Required work:
Go through the material and pull out every line with the string "page" in it.

>> start

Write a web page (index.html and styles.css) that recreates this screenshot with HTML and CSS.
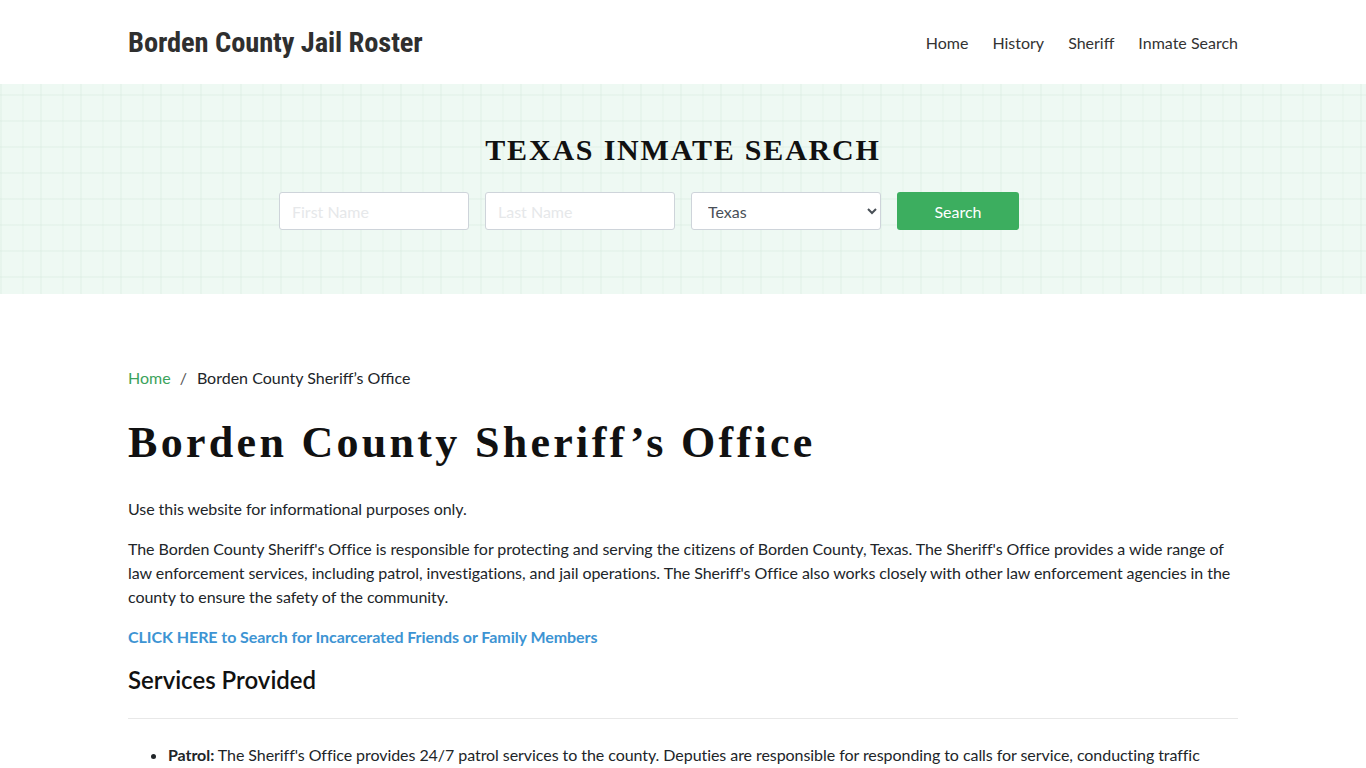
FILE: index.html
```html
<!DOCTYPE html>
<html lang="en">
<head>
<meta charset="utf-8">
<title>Borden County Sheriff's Office</title>
<link rel="stylesheet" href="styles.css">
</head>
<body>
<header class="site-header">
  <div class="container header-row">
    <a class="brand" href="#">Borden County Jail Roster</a>
    <nav class="main-nav">
      <a href="#">Home</a>
      <a href="#">History</a>
      <a href="#">Sheriff</a>
      <a href="#">Inmate Search</a>
    </nav>
  </div>
</header>

<section class="hero">
  <h2 class="hero-title">TEXAS INMATE SEARCH</h2>
  <form class="search-form">
    <input class="field" type="text" placeholder="First Name">
    <input class="field" type="text" placeholder="Last Name">
    <select class="field select">
      <option>Texas</option>
    </select>
    <button class="btn-search" type="button">Search</button>
  </form>
</section>

<main class="container content">
  <nav class="breadcrumb">
    <a href="#">Home</a>
    <span class="sep">/</span>
    <span>Borden County Sheriff’s Office</span>
  </nav>
  <h1 class="page-title">Borden County Sheriff’s Office</h1>
  <p>Use this website for informational purposes only.</p>
  <p>The Borden County Sheriff's Office is responsible for protecting and serving the citizens of Borden County, Texas. The Sheriff's Office provides a wide range of law enforcement services, including patrol, investigations, and jail operations. The Sheriff's Office also works closely with other law enforcement agencies in the county to ensure the safety of the community.</p>
  <p><a class="cta" href="#">CLICK HERE to Search for Incarcerated Friends or Family Members</a></p>
  <h3 class="section-title">Services Provided</h3>
  <hr class="rule">
  <ul class="services">
    <li><strong>Patrol:</strong> The Sheriff's Office provides 24/7 patrol services to the county. Deputies are responsible for responding to calls for service, conducting traffic stops, and investigating crimes.</li>
  </ul>
</main>
</body>
</html>
```

FILE: styles.css
```css
* { box-sizing: border-box; }

html, body {
  margin: 0;
  padding: 0;
}

body {
  font-family: Lato, "Open Sans", sans-serif;
  font-size: 16px;
  line-height: 24px;
  color: #212529;
  background: #fff;
}

a { text-decoration: none; }

.container {
  width: 1110px;
  margin: 0 auto;
}

/* Header */
.site-header {
  height: 84px;
  background: #fff;
}

.header-row {
  height: 84px;
  display: flex;
  align-items: center;
  justify-content: space-between;
}

.brand {
  font-family: "Liberation Sans Narrow", "Roboto", sans-serif;
  font-stretch: condensed;
  font-weight: 700;
  font-size: 28.5px;
  color: #2f2f2f;
  letter-spacing: -0.1px;
  margin-top: 2px;
}

.main-nav {
  display: flex;
  gap: 24px;
  margin-top: 2px;
}

.main-nav a {
  color: #333;
  font-size: 16px;
}

/* Hero search band: pale mint with a faint tile grid */
.hero {
  height: 210px;
  padding-top: 48px;
  background-color: #eef9f3;
  background-image:
    linear-gradient(90deg, rgba(205, 228, 214, 0.2) 2px, transparent 2px),
    linear-gradient(90deg, rgba(205, 228, 214, 0.12) 2px, transparent 2px),
    linear-gradient(0deg, rgba(205, 228, 214, 0.2) 2px, transparent 2px);
  background-size: 40px 100%, 40px 100%, 100% 26px;
  background-position: 0 0, 22px 0, 0 12px;
  text-align: center;
}

.hero-title {
  margin: 0 0 24px;
  font-family: "Liberation Serif", "DejaVu Serif", serif;
  font-weight: 700;
  font-size: 30px;
  line-height: 36px;
  letter-spacing: 1.8px;
  color: #111;
}

.search-form {
  width: 808px;
  margin: 0 auto;
  display: flex;
  justify-content: flex-start;
  gap: 16px;
}

.field {
  width: 190px;
  height: 38px;
  border: 1px solid #ced4da;
  border-radius: 3px;
  background: #fff;
  padding: 0 12px;
  font-family: Lato, sans-serif;
  font-size: 16px;
  color: #495057;
}

.field::placeholder { color: #e6e8ea; }

.select {
  padding-left: 12px;
  padding-right: 6px;
}

.btn-search {
  width: 122px;
  height: 38px;
  border: none;
  border-radius: 3px;
  background: #3cae5f;
  color: #fff;
  font-family: Lato, sans-serif;
  font-size: 16px;
}

/* Main content */
.content {
  padding-top: 72px;
}

.breadcrumb {
  display: flex;
  align-items: center;
  color: #212529;
}

.breadcrumb a { color: #3ba35c; }

.breadcrumb .sep {
  padding: 0 10px 0 9px;
  color: #555;
}

.page-title {
  margin: 26px 0 27px;
  font-family: "Liberation Serif", "DejaVu Serif", serif;
  font-weight: 700;
  font-size: 44px;
  line-height: 54px;
  letter-spacing: 3.3px;
  color: #111;
}

.content p {
  margin: 0 0 16px;
  letter-spacing: -0.06px;
}

.cta {
  color: #3d94d3;
  font-weight: 700;
}

.section-title {
  margin: 16px 0 0;
  font-family: Lato, sans-serif;
  font-weight: 600;
  font-size: 24px;
  line-height: 30px;
  color: #111;
}

.rule {
  margin: 23px 0 0;
  border: 0;
  border-top: 1px solid #e8e8e8;
}

.services {
  margin: 24px 0 0;
  padding-left: 40px;
  letter-spacing: -0.06px;
}

.services li { margin-bottom: 8px; }
```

>> end

Correct result:
Write a web page (index.html and styles.css) that recreates this screenshot with HTML and CSS.
  <h1 class="page-title">Borden County Sheriff’s Office</h1>
.page-title {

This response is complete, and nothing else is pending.